Till, who grew up in North York, has lived all over Toronto. He knows its nooks and crannies well. Although he has always had an interested in taking pictures of “city things” (there are images in the Flickr set that date from the 1980s), he didn’t begin collecting Ghost Signs until “I first got a digital camera in 1999.” When he had accumulated enough of them, Till put them up on his personal website, accompanied with a short history of the business or date of the sign. People liked the marriage of words and pictures, so he “started going around trying to get as many as I could.”
As for favourites, Till has two. “One is Burnett Brothers Butchers [pictured above] on Danforth east of Woodbine,” he says. “It dates to exactly 1917.” The other is on the east wall of what used to be the Classic Theatre, at Gerrard east of Greenwood (now the Centre of Gravity Theatre rehearsal space). Till likes it because “there’s a whole lot of ads and things on it.”

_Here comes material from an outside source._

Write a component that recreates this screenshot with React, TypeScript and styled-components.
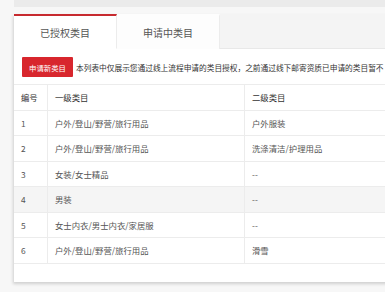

Moving the pictures to Flickr has re-stirred Till’s interest in Toronto’s Ghost Signs and he has also added new images and histories. Some of the photos have become historical documents themselves as more than a few ads have since disappeared. “Usually, it’s because the building owner remodels the building, says Till. “Sometimes, people spray paint over them.” Not that he has anything against tags—Till also has a Flickr set documenting local graffiti.